Gig economy and educational inequality: a socio-legal analysis of the UK online tutoring industry
Main Article Content
Keywords
educational equality, gig economy, platform governance, workers’ rights, social mobility, private tutoring, employment status
Abstract
This article sheds light on an under-regulated and under-studied sector at the intersection of the gig economy and the United Kingdom (UK) education system – the online tutoring industry. Like other gig economy workers, online tutors suffer from low pay, inadequate training, and unsustainable working hours. However, this article shows that online tutors’ poor working environment translates directly into poor education received by pupils. Thus, left unregulated, online tutoring platforms transfer inequality in access to private tuition to inequality in the quality and safety of education. Since online tutors are predominantly university students whose own academic progress is compromised by financial precarity and overwork, such exploitation has a compound impact on social mobility. Subsequently, the article calls for Ofsted intervention to protect workers’ rights and ease educational inequality.
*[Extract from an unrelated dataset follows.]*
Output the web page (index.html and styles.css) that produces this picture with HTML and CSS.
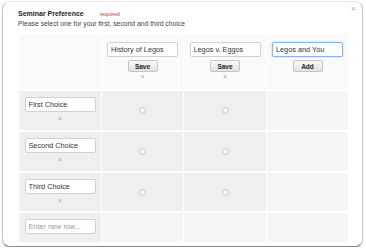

The article thus makes three interconnected contributions: extending gig economy scholarship to wider socially significant sectors beyond Uber and Deliveroo; developing a socio-legal account of how alliance between workers and external stakeholders can address structural power imbalances where common law remedies are ineffective; providing the first sustained legal analysis of the UK online tutoring industry as part of the shadow education sector.